For small array size N, the error is dominated by variability, while IR drop becomes the most significant contribution when increasing the array size. This non-monotonic behavior allows to identify the point of minimum error in correspondence of an optimum array size  $N_{OPT}$ , which can be approximately derived as

$$N_{OPT} \simeq \sqrt[5]{\frac{\overline{\sigma}^2}{2\pi \cdot \alpha^2 \overline{G}^4 r^2}} \tag{5}$$

Fig. 4d also includes the compact model estimations, highlighting the good agreement with simulation results. Finally, Fig. 4e shows the impact of both RRAM variability and IR drop in the various RRAM-based MVM implementations. In 1T1R configurations, Eq. 4 allows us to assess the variability impact by considering the actual cell conductance, namely the series of the transistor and device conductances.

## **IV. REPLICATION SCHEMES**

Fig. 5a shows the simulated device current profile for a 1R array with uniform voltage input and conductance pattern in presence of IR drop. As confirmed by the device current profile, impact of IR drop along the array is strongly non-uniform, which is particularly detrimental for IMC applications.

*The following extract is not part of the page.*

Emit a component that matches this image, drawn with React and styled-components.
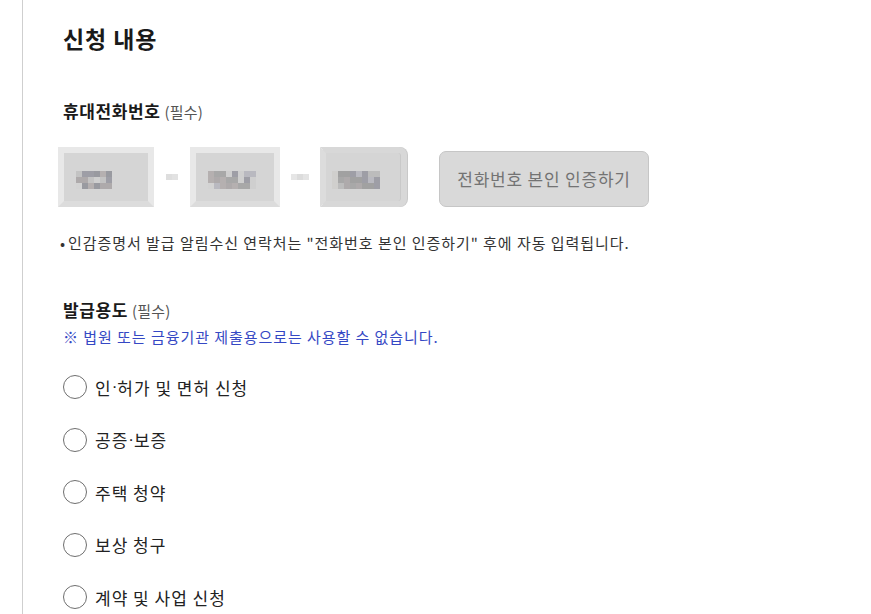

If the application of voltage signals and the acquisition of the output currents take place on the opposite array edges, the current profile results mirrored, as shown in Fig. 5b. The two current profiles can be combined by averaging the output currents of the two MVMs, to improve the uniformity of the error due to IR drop. Such approach can be implemented through the adoption of a second array with remapped conductive weights and input signals, with the additional advantage of providing



Fig. 5. (a) The device current profiles in presence of IR drop are strongly non-uniform. (b) Assuming a uniform pattern and input, if the application of voltage signals and the acquisition of currents take place on the opposite edges of the array, the current profile results mirrored. By averaging the two current outputs, one can distribute IR drop-induced error more uniformly across the devices.

a mitigation of conductance variability thanks to the weight redundancy [22].

Figs. 6a-d display the standard array (R1) for the MVM and the proposed replication schemes for 1R and 1T1R configurations. The replication schemes vary depending on the number of replication arrays to be implemented, such as 2 (R2, in Fig. 6b), 4 (R4, in Fig. 6c), or 8 (R8, in Fig. 6d). In particular, R2 scheme is the direct physical mapping of the mirroring concept proposed in Fig. 5. Fig. 6b displays its patterns, with voltage and current vectors represented in different shades of brown and green, respectively, and conductive weights represented with letters from A to P and colors ranging from red to blue. In addition to the original array (R1, in Fig. 6a), R2 involves a second array whose conductance matrix has undergone a 180° rotation and whose voltage and current vector indices have been inverted.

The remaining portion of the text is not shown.